Saticoy also has not plausibly alleged that it is inequitable for Nationstar to retain the benefit of Saticoy's payment of taxes and homeowner association assessments. First, Saticoy does not allege facts in the complaint that it paid these amounts. But even if it had, Saticoy is the property owner who owes taxes and assessments, not Nationstar. While Nationstar could elect to pay off these amounts to protect its lien interest in the property, Saticoy has not plausibly alleged that Nationstar was obligated to do so such that it was inequitable for Nationstar to let Saticoy pay instead.

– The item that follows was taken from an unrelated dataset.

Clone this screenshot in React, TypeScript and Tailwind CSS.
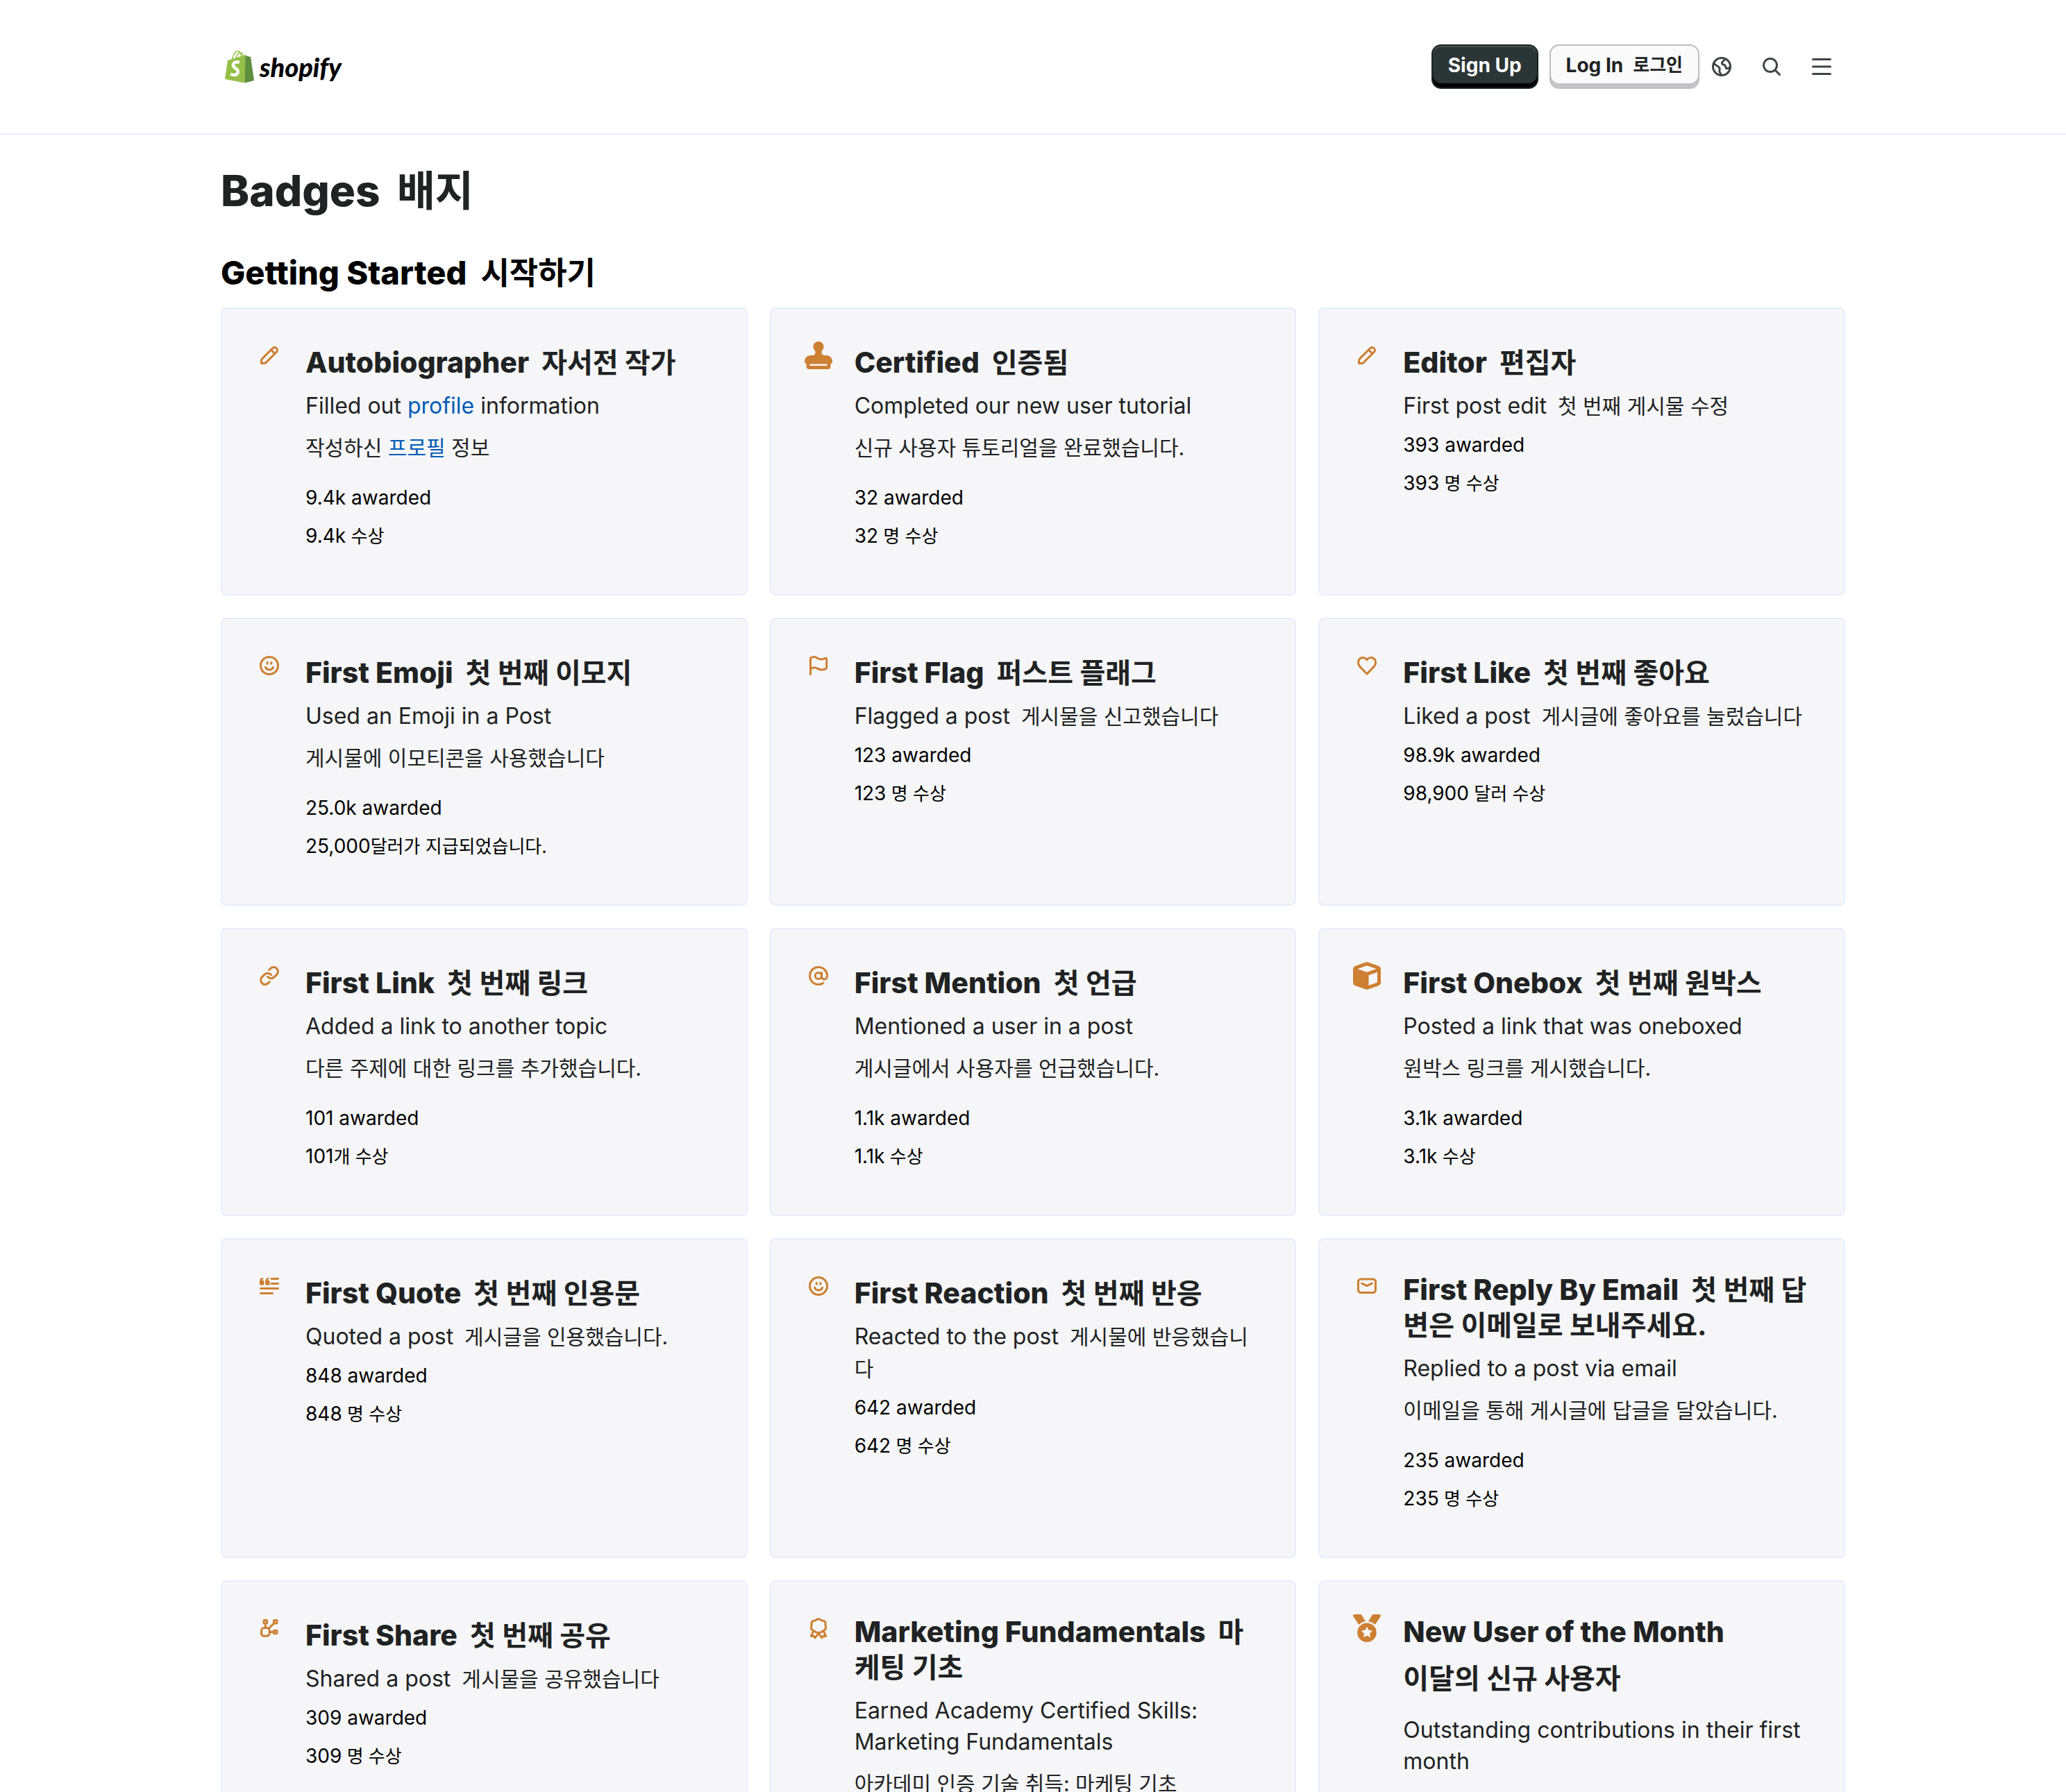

It appears unlikely that facts exist to state a plausible unjust enrichment claim against Nationstar. However, I grant Saticoy leave to amend this claim only, if facts exist to do so, because it is not clear that amendment would be futile. Lopez v. Smith, 203 F.3d 1122, 1127 (9th Cir. 2000) (“[A] district court should grant leave to amend even if no request to amend the pleading was made, unless it determines that the pleading could not possibly be cured by the allegation of other facts.” (quotation omitted)).
II. CONCLUSION
I THEREFORE ORDER that defendant Nationstar Mortgage, LLC's motion to dismiss (ECF No. 6) is GRANTED
I FURTHER ORDER that plaintiff Saticoy Bay LLC, Series 3338 Flying Colt may file an amended complaint by April 29, 2022, if facts exist to do so. Failure to file an amended complaint by that date will result in denial of the unjust enrichment claim with prejudice and entry of final judgment.